History of Children's Literature

Timeline created by cody.yu
In History
  • -400 BCE

    Folklore

    Folklore
    Folklore: traditional beliefs, customs, and stories of a community passed through the generations by word of mouth (ex. Johnny Appleseed). Creating stories is an essential part of being human. The oldest of stories - nursery rhymes, folktales, myths, epics, legends, fables, songs, and ballads - have been passed down by storytellers for years, to enlighten and entertain generations of listeners, young and old. The old tales changed the way culture itself changes and the way traditions change.
  • Contemporary Realistic Fiction

    Contemporary Realistic Fiction
    These stories portray situations that could happen in real-life (ex.
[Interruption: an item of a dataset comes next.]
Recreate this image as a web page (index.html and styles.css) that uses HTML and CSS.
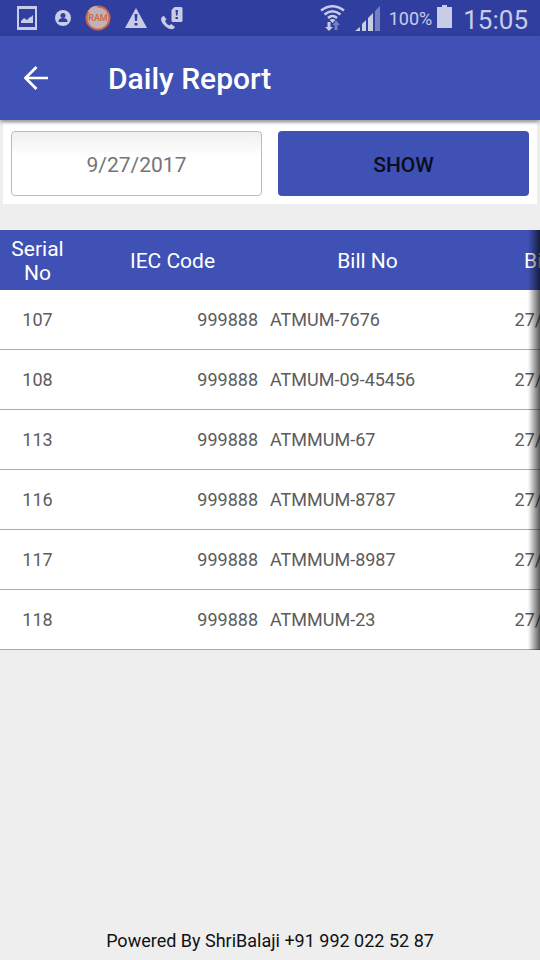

Wonder). Reading what was contemporary realistic fiction in the past reveals that books for children at that time were didactic. As children’s book publishing developed in the late eighteenth century, the earlier focus on religious education gave way to fanciful stories for entertainment.
  • Poetry and Verse

    Poetry and Verse
    Poetry is displayed through rhyming; verses tell a story in a poetic form. (ex. Green Eggs and Ham). Poetry for children began in the 19th century. Today, poetry is in many formats - in picturebooks containing a single poem and in longer collections containing poems by individual or collective poets. If the collection focuses on one topic, it is a specialized anthology. Collective anthologies contain works by many poets on several subjects.
  • Historical Fiction

    Historical Fiction
    Historical Fiction stories portray a time period and borrow true characteristics of a time period (ex. The Underground Railroad). As the United States developed as a country, writers told the story of that development in historical fiction for young readers. Books such as Carol Ryrie Brink’s Caddie Woodlawn, winner of the 1936 Newbery Medal, and Laura Ingalls Wilder’s 1938 Newbery Honor-winning On The Banks of Plum Creek were popular with children and librarians alike.
  • Nonfiction

    Nonfiction
    Nonfiction stories are informational and helps readers learn about realistic things, no fiction is involved (i.e. Maus). In early 19th century, there were series such as the Boy’s and Girl’s Library that were a combination of fact and fiction; by mid-century biographical series such as the Makers of History books were read by both children and adults seeking to fill in the gaps in their own education.
  • Fantasy

    Fantasy
    Fantasies are stories that have people, creatures, and events that are not realistic (i.e. Conquest of the Night). Children had little time to be children in the mid-19th century. Social and economic conditions dictated that many young people work, often in horrendous conditions. The society that tolerated grim conditions for children developed literature that provided a fantasy escape from the harsh realities of the world while still giving a justification for the work ethic.
  • Science Fiction

    Science Fiction
    Science Fiction stories contain scientific concepts. (Ex. 1984). The term was introduced by Hugo Gernsback in the late 1920s to describe a “pulp magazine,” what we might think of as “escapist literature,” or “trash.” Although writers and critics argued about the term, and in fact still do, the genre grew in popularity and prestige as gifted writers produced what is now commonly called science fiction for a range of audiences.
  • Biography/Memoir

    Biography/Memoir
    Biographies are stories of a person's life, written by someone else or the person him- or herself (ex. Reaching for the Moon). Biographers in the 19th and early 20th centuries wrote only about the good qualities of their subjects. During this period of intense nationalism, these writers deified America’s heroes in a conscious effort to provide children with a set of role models, even if the depictions of these role models were false. Early biographies often did not include source material.